INFORMATION SUPPLIED:
──────────────────────────────

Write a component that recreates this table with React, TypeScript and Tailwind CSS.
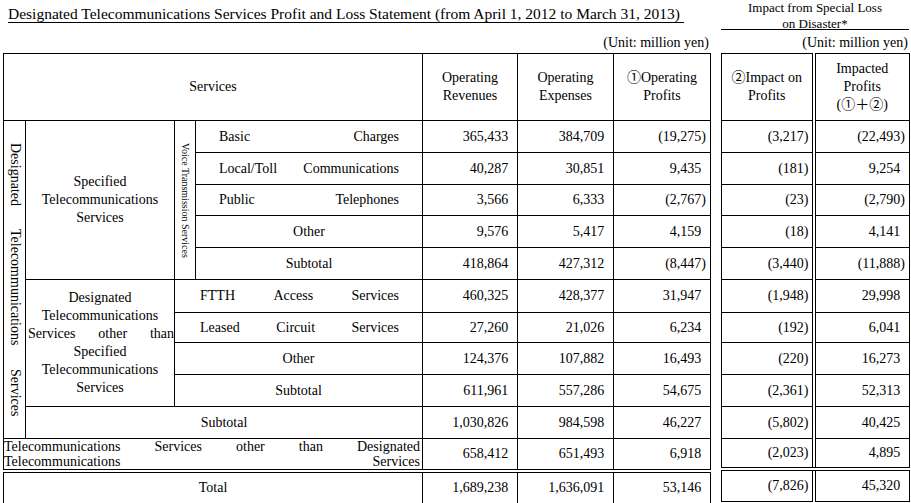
import React from "react";

type Row = { rev: string; exp: string; prof: string; imp: string; after: string; h: string };

const rows: Row[] = [
  { rev: "365,433", exp: "384,709", prof: "(19,275)", imp: "(3,217)", after: "(22,493)", h: "h-[32px]" },
  { rev: "40,287", exp: "30,851", prof: "9,435", imp: "(181)", after: "9,254", h: "h-[32px]" },
  { rev: "3,566", exp: "6,333", prof: "(2,767)", imp: "(23)", after: "(2,790)", h: "h-[31px]" },
  { rev: "9,576", exp: "5,417", prof: "4,159", imp: "(18)", after: "4,141", h: "h-[32px]" },
  { rev: "418,864", exp: "427,312", prof: "(8,447)", imp: "(3,440)", after: "(11,888)", h: "h-[32px]" },
  { rev: "460,325", exp: "428,377", prof: "31,947", imp: "(1,948)", after: "29,998", h: "h-[33px]" },
  { rev: "27,260", exp: "21,026", prof: "6,234", imp: "(192)", after: "6,041", h: "h-[30px]" },
  { rev: "124,376", exp: "107,882", prof: "16,493", imp: "(220)", after: "16,273", h: "h-[32px]" },
  { rev: "611,961", exp: "557,286", prof: "54,675", imp: "(2,361)", after: "52,313", h: "h-[32px]" },
  { rev: "1,030,826", exp: "984,598", prof: "46,227", imp: "(5,802)", after: "40,425", h: "h-[32px]" },
  { rev: "658,412", exp: "651,493", prof: "6,918", imp: "(2,023)", after: "4,895", h: "h-[30px]" },
  { rev: "1,689,238", exp: "1,636,091", prof: "53,146", imp: "(7,826)", after: "45,320", h: "h-[33px]" },
];

// accounting style: positives keep the room of the closing paren
function Num({ v }: { v: string }) {
  const neg = v.startsWith("(");
  return (
    <>
      {v}
      {!neg && <span className="invisible">)</span>}
    </>
  );
}

const cell = "border border-black p-0";
const numCell = "border border-black p-0 pr-[4px] text-right align-middle";
const dbl = " border-b-4 [border-bottom-style:double]";

function Spread({ words, className = "" }: { words: string[]; className?: string }) {
  return (
    <div className={"flex justify-between " + className}>
      {words.map((w, i) => (
        <span key={i}>{w}</span>
      ))}
    </div>
  );
}

function Nums({ r, i }: { r: Row; i: number }) {
  const extra = i === 10 ? dbl : "";
  return (
    <>
      <td className={numCell + extra}><Num v={r.rev} /></td>
      <td className={numCell + extra}><Num v={r.exp} /></td>
      <td className={numCell + extra}><Num v={r.prof} /></td>
    </>
  );
}

export default function App() {
  return (
    <div className="min-h-screen bg-white text-black font-['Liberation_Serif','Noto_Sans_CJK_JP',serif] text-[14px] leading-[18px]">
      <div className="flex pl-[3px]">
        {/* Left - main statement */}
        <div className="w-[707px] flex flex-col">
          <div className="h-[33px] pt-[6px] pl-[5px]">
            <span className="inline-block border-b border-black text-[15.5px] leading-[16px] pr-[4px]">
              Designated Telecommunications Services Profit and Loss Statement (from April 1, 2012 to March 31, 2013)
            </span>
          </div>
          <div className="h-[20px] leading-[20px] text-right pr-[1px]">(Unit: million yen)</div>

          <table className="w-[707px] table-fixed border-collapse">
            <colgroup>
              <col className="w-[22px]" />
              <col className="w-[149px]" />
              <col className="w-[21px]" />
              <col className="w-[227px]" />
              <col className="w-[95px]" />
              <col className="w-[96px]" />
              <col className="w-[97px]" />
            </colgroup>
            <thead>
              <tr className="h-[67px]">
                <th colSpan={4} className={cell + " font-normal text-center"}>Services</th>
                <th className={cell + " font-normal text-center"}>Operating<br />Revenues</th>
                <th className={cell + " font-normal text-center"}>Operating<br />Expenses</th>
                <th className={cell + " font-normal text-center"}>①Operating<br />Profits</th>
              </tr>
            </thead>
            <tbody>
              <tr className={rows[0].h}>
                <td rowSpan={10} className={cell + " align-middle"}>
                  <div className="[writing-mode:vertical-rl] flex justify-between h-[274px] mx-auto leading-[22px]">
                    <span>Designated</span>
                    <span>Telecommunications</span>
                    <span>Services</span>
                  </div>
                </td>
                <td rowSpan={5} className={cell + " text-center align-middle"}>
                  Specified<br />Telecommunications<br />Services
                </td>
                <td rowSpan={5} className={cell + " align-middle"}>
                  <div className="[writing-mode:vertical-rl] text-[10px] leading-[21px] mx-auto">Voice Transmission Services</div>
                </td>
                <td className={cell}><Spread words={["Basic", "Charges"]} className="px-[23px]" /></td>
                <Nums r={rows[0]} i={0} />
              </tr>
              <tr className={rows[1].h}>
                <td className={cell}><Spread words={["Local/Toll", "Communications"]} className="px-[23px]" /></td>
                <Nums r={rows[1]} i={1} />
              </tr>
              <tr className={rows[2].h}>
                <td className={cell}><Spread words={["Public", "Telephones"]} className="px-[23px]" /></td>
                <Nums r={rows[2]} i={2} />
              </tr>
              <tr className={rows[3].h}>
                <td className={cell + " text-center"}>Other</td>
                <Nums r={rows[3]} i={3} />
              </tr>
              <tr className={rows[4].h}>
                <td className={cell + " text-center"}>Subtotal</td>
                <Nums r={rows[4]} i={4} />
              </tr>

              <tr className={rows[5].h}>
                <td rowSpan={4} className={cell + " text-center align-middle"}>
                  <div>Designated</div>
                  <div>Telecommunications</div>
                  <Spread words={["Services", "other", "than"]} className="pl-[2px]" />
                  <div>Specified</div>
                  <div>Telecommunications</div>
                  <div>Services</div>
                </td>
                <td colSpan={2} className={cell}><Spread words={["FTTH", "Access", "Services"]} className="pl-[25px] pr-[23px]" /></td>
                <Nums r={rows[5]} i={5} />
              </tr>
              <tr className={rows[6].h}>
                <td colSpan={2} className={cell}><Spread words={["Leased", "Circuit", "Services"]} className="pl-[25px] pr-[23px]" /></td>
                <Nums r={rows[6]} i={6} />
              </tr>
              <tr className={rows[7].h}>
                <td colSpan={2} className={cell + " text-center"}>Other</td>
                <Nums r={rows[7]} i={7} />
              </tr>
              <tr className={rows[8].h}>
                <td colSpan={2} className={cell + " text-center"}>Subtotal</td>
                <Nums r={rows[8]} i={8} />
              </tr>

              <tr className={rows[9].h}>
                <td colSpan={3} className={cell + " text-center"}>Subtotal</td>
                <Nums r={rows[9]} i={9} />
              </tr>
              <tr className={rows[10].h}>
                <td colSpan={4} className={cell + " align-top leading-[15px]" + dbl}>
                  <Spread words={["Telecommunications", "Services", "other", "than", "Designated"]} className="pr-[2px]" />
                  <Spread words={["Telecommunications", "Services"]} className="pr-[2px]" />
                </td>
                <Nums r={rows[10]} i={10} />
              </tr>
              <tr className={rows[11].h}>
                <td colSpan={4} className={cell + " text-center"}>Total</td>
                <Nums r={rows[11]} i={11} />
              </tr>
            </tbody>
          </table>
        </div>

        {/* Right - disaster impact */}
        <div className="w-[188px] ml-[11px] flex flex-col">
          <div className="h-[30px] border-b border-black text-center text-[13px] leading-[16px]">
            Impact from Special Loss<br />on Disaster*
          </div>
          <div className="h-[23px] pt-[3px] leading-[20px] text-right pr-[1px]">(Unit: million yen)</div>

          <table className="w-[188px] table-fixed border-collapse">
            <colgroup>
              <col className="w-[92px]" />
              <col className="w-[96px]" />
            </colgroup>
            <thead>
              <tr className="h-[67px]">
                <th className={cell + " font-normal text-center"}>②Impact on<br />Profits</th>
                <th className={cell + " font-normal text-center border-l-4 [border-left-style:double]"}>
                  Impacted<br />Profits<br />(①＋②)
                </th>
              </tr>
            </thead>
            <tbody>
              {rows.map((r, i) => (
                <tr key={i} className={r.h}>
                  <td className={"border border-black p-0 pr-[3px] text-right align-middle" + (i === 10 ? dbl : "")}>
                    <Num v={r.imp} />
                  </td>
                  <td className={numCell + " border-l-4 [border-left-style:double]" + (i === 10 ? dbl : "")}>
                    <Num v={r.after} />
                  </td>
                </tr>
              ))}
            </tbody>
          </table>
        </div>
      </div>
    </div>
  );
}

──────────────────────────────

WHAT IS NEEDED: Search the data for the word "table" and copy each line where it appears.

COMPLETE OUTPUT:
Write a component that recreates this table with React, TypeScript and Tailwind CSS.
          <table className="w-[707px] table-fixed border-collapse">
          </table>
          <table className="w-[188px] table-fixed border-collapse">
          </table>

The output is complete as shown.